Ich hatte schon immer einen Blick auf gesellschaftliche Dinge, aber ich kannte die Schicksale obdachloser Menschen nur aus der Zeitung. Da verändert sich etwas, wenn man direkt mit den Betroffenen in Berührung kommt. Man lernt, dass man Glück gehabt hat im Leben. Vielleicht klingt es übertrieben, aber es macht auch demütig. Im Sinne von: Gib mal was zurück an die Gesellschaft, wenn dir selbst extreme Schicksalsschläge erspart geblieben sind.

Woher kommt Ihr Interesse an gesellschaftlichen Problemen?

Ich habe Soziologie studiert.

Und woher kam Ihr Interesse für Soziologie?

Meine Großmutter, Jahrgang 1892, war erklärte Sozialdemokratin. So verlief auch ihr Leben. Sie hat Erzieherin gelernt und studiert, was für die damalige Zeit sehr besonders war. Da gibt es also sicher familiäre Hintergründe.

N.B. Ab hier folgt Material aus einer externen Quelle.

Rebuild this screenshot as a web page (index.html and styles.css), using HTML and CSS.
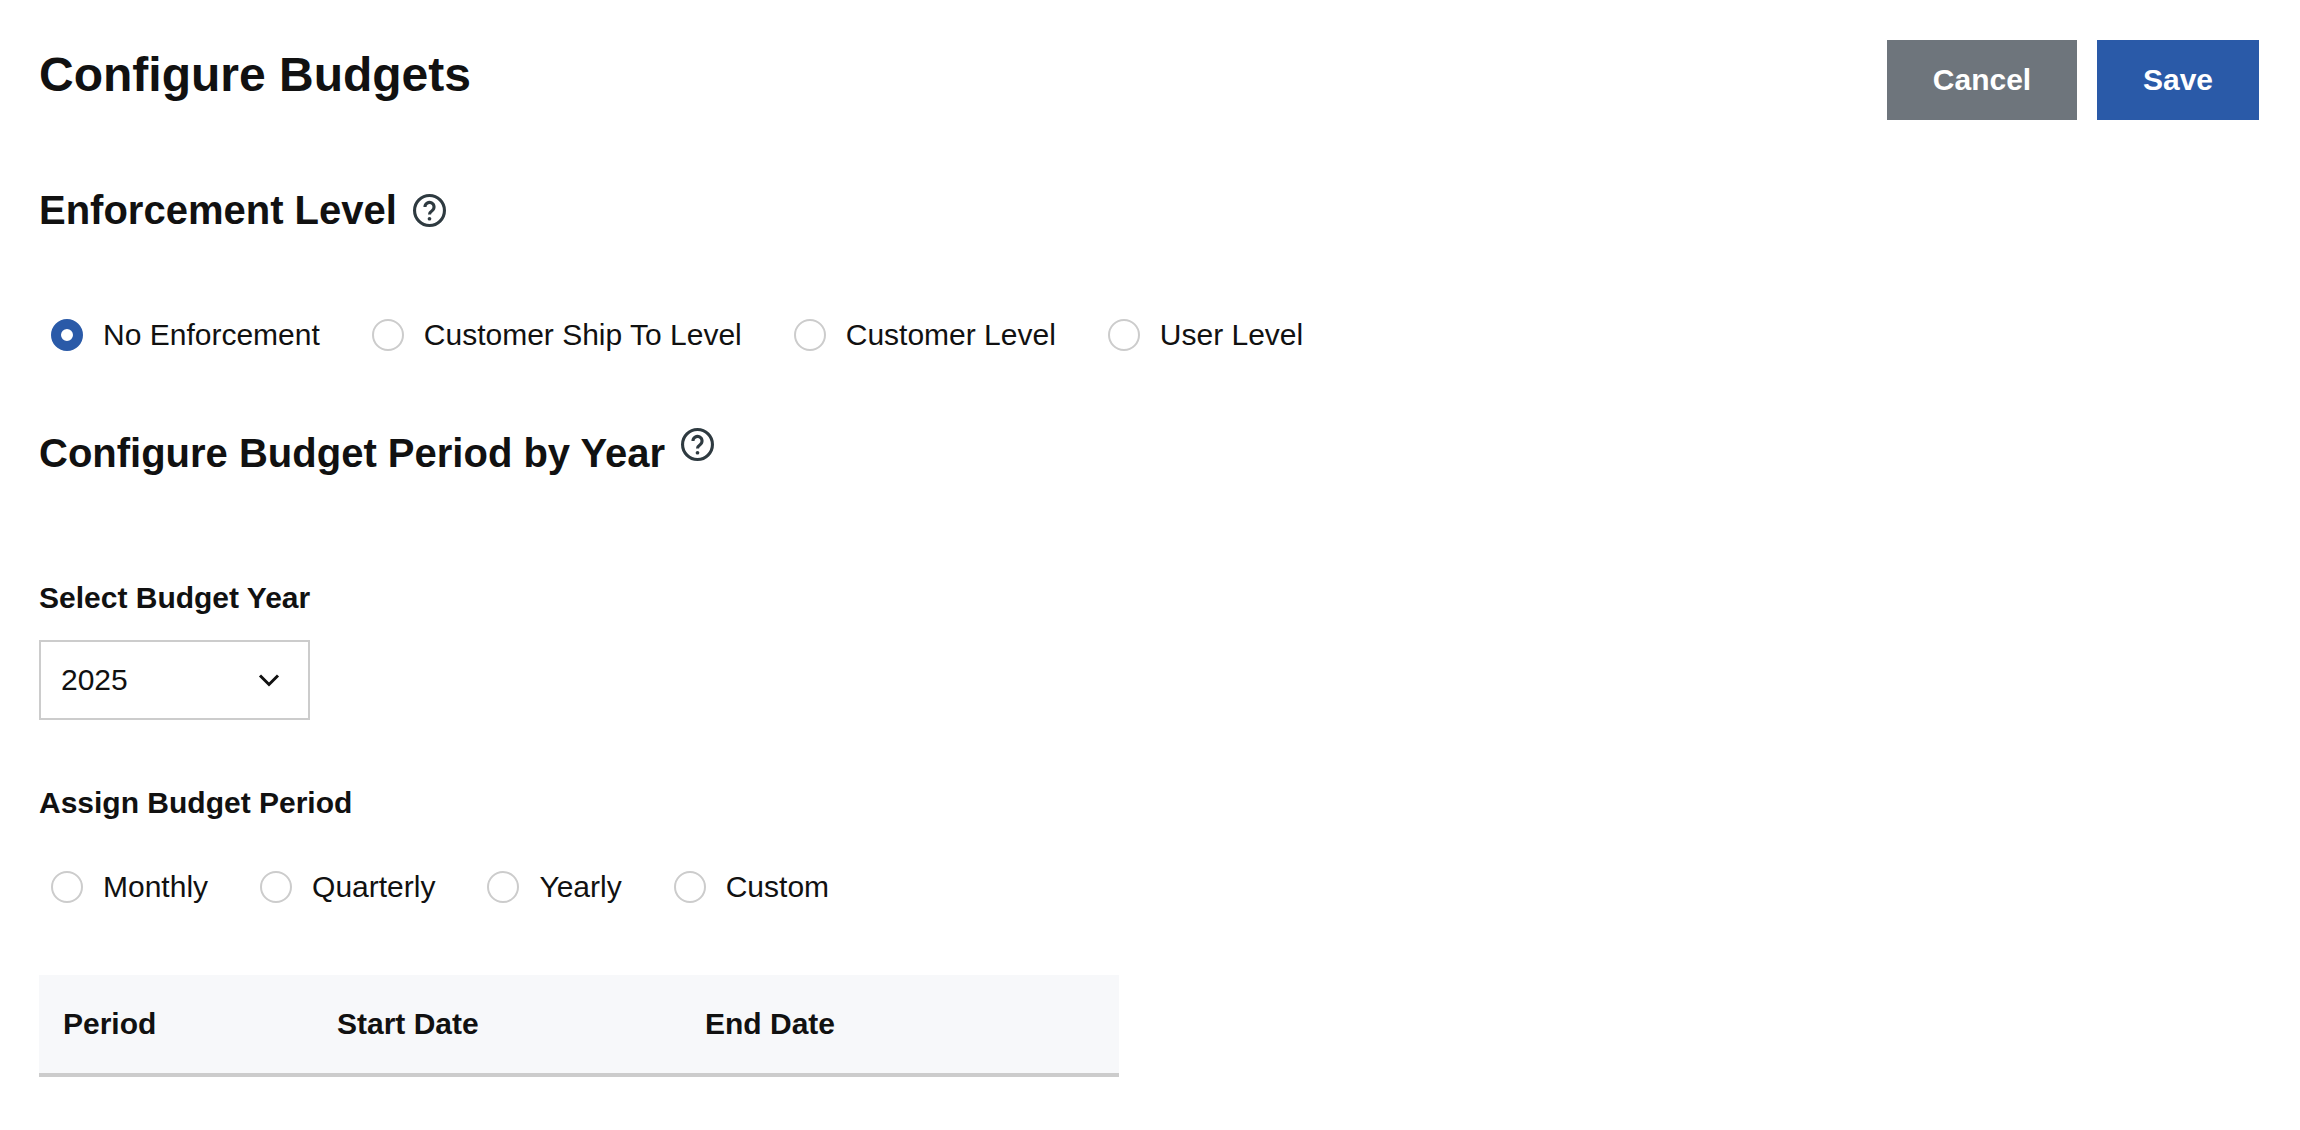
FILE: index.html
```html
<!DOCTYPE html>
<html lang="en">
<head>
<meta charset="utf-8">
<title>Configure Budgets</title>
<link rel="stylesheet" href="styles.css">
</head>
<body>
<main class="page">
  <header class="top">
    <h1 class="title">Configure Budgets</h1>
    <div class="actions">
      <button class="btn btn-cancel" type="button">Cancel</button>
      <button class="btn btn-save" type="button">Save</button>
    </div>
  </header>

  <section class="enforcement">
    <h2 class="heading">Enforcement Level
      <svg class="help" viewBox="0 0 32 32" aria-hidden="true"><circle cx="16" cy="16" r="14.5"/><path d="M11.6 12.6a4.4 4.4 0 1 1 6.9 3.6c-1.6 1.1-2.5 1.9-2.5 3.6"/><circle class="dot" cx="16" cy="24" r="1.8"/></svg>
    </h2>
    <div class="radios radios-first">
      <label class="radio"><span class="mark mark-on"></span>No Enforcement</label>
      <label class="radio"><span class="mark"></span>Customer Ship To Level</label>
      <label class="radio"><span class="mark"></span>Customer Level</label>
      <label class="radio"><span class="mark"></span>User Level</label>
    </div>
  </section>

  <section class="period">
    <h2 class="heading heading-raised">Configure Budget Period by Year
      <svg class="help help-raised" viewBox="0 0 32 32" aria-hidden="true"><circle cx="16" cy="16" r="14.5"/><path d="M11.6 12.6a4.4 4.4 0 1 1 6.9 3.6c-1.6 1.1-2.5 1.9-2.5 3.6"/><circle class="dot" cx="16" cy="24" r="1.8"/></svg>
    </h2>
    <div class="label label-year">Select Budget Year</div>
    <div class="select">
      <span>2025</span>
      <svg class="chev" viewBox="0 0 22 14" aria-hidden="true"><path d="M2 2.5l9 9 9-9"/></svg>
    </div>
    <div class="label label-assign">Assign Budget Period</div>
    <div class="radios radios-second">
      <label class="radio"><span class="mark"></span>Monthly</label>
      <label class="radio"><span class="mark"></span>Quarterly</label>
      <label class="radio"><span class="mark"></span>Yearly</label>
      <label class="radio"><span class="mark"></span>Custom</label>
    </div>
    <div class="thead">
      <div class="th th-period">Period</div>
      <div class="th th-start">Start Date</div>
      <div class="th">End Date</div>
    </div>
  </section>
</main>
</body>
</html>
```
FILE: styles.css
```css
* { box-sizing: border-box; }
html, body { margin: 0; padding: 0; background: #fff; }
body {
  font-family: "Liberation Sans", Arial, sans-serif;
  color: #111;
  height: 1130px;
  overflow: hidden;
}
.page { padding: 40px 41px 0 39px; }
.top { display: flex; justify-content: space-between; align-items: flex-start; }
.title { margin: 0; font-size: 48px; line-height: 70px; font-weight: 700; }
.actions { display: flex; gap: 20px; }
.btn {
  height: 80px; border: 0; color: #fff;
  font: 700 30px "Liberation Sans", Arial, sans-serif;
}
.btn-cancel { width: 190px; background: #6e757c; }
.btn-save { width: 162px; background: #2a5aa8; }
.heading {
  margin: 0; font-size: 40px; line-height: 50px; font-weight: 700;
  display: flex; align-items: center; gap: 16px;
}
.enforcement { padding-top: 65px; }
.help { width: 33px; height: 33px; flex: none; fill: none; stroke: #2e3a40; stroke-width: 3; }
.help path { stroke-linecap: butt; }
.help .dot { fill: #2e3a40; stroke: none; }
.help-raised { position: relative; top: -9px; }
.radios { display: flex; padding-left: 12px; font-size: 30px; }
.radios-first { gap: 52px; margin-top: 82px; }
.radios-second { gap: 52px; margin-top: 48px; }
.radio { display: flex; align-items: center; gap: 20px; line-height: 36px; }
.mark {
  width: 32px; height: 32px; border-radius: 50%;
  border: 2.5px solid #ccc; background: #fff; flex: none;
}
.mark-on { border: 10px solid #2a5aa8; }
.period { padding-top: 75px; }
.label { font-size: 30px; line-height: 36px; font-weight: 700; }
.label-year { margin-top: 102px; }
.label-assign { margin-top: 65px; }
.select {
  margin-top: 24px; width: 271px; height: 80px;
  border: 2px solid #ccc; padding: 0 28px 0 20px;
  display: flex; align-items: center; justify-content: space-between;
  font-size: 30px;
}
.chev { width: 22px; height: 14px; fill: none; stroke: #111; stroke-width: 3; }
.thead {
  margin-top: 70px; width: 1080px; height: 102px;
  background: #f7f8fa; border-bottom: 4px solid #ccc;
  display: flex; align-items: center; padding-left: 24px;
}
.th { font-size: 30px; font-weight: 700; }
.th-period { width: 274px; }
.th-start { width: 368px; }
```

Man merkt, dass Sie nicht so gern über sich selbst sprechen.

Ich möchte mich nicht so herausheben. Dass wir mit dem Winternotprogramm erfolgreich sind, liegt daran, dass wir ein gutes Team im Vorstand sind. Es ist ein Gemeinschaftsprodukt. Einer muss eben den Vorsitz machen. Es ist mir persönlich nicht so angenehm, über mich zu sprechen, aber es ist auch einfach der Sache nicht adäquat.

Wie ist denn eigentlich die Resonanz der obdachlosen Menschen auf Ihre Hilfe?

Ich würde sagen … überwiegend positiv.

Nur überwiegend?

Manche obdachlosen Menschen haben schlimme Dinge erlebt. Man fragt natürlich nicht nach. Sie sind dann eher verhalten. Aber wenn man genauer hinguckt, sieht man, dass sie sich doch sehr darüber freuen. Meine Devise ist: Kein Obdachloser muss sich bedanken. Im Ehrenamt kommt es auf die Haltung an. Wenn man Dank erwartet, sollte man gar nicht erst anfangen. Klar, kriegt man viel zurück und man tut es auch für sich. Aber zu erwarten, dass der andere Mensch mit einer Haltung der Dankbarkeit entgegentritt, finde ich respektlos.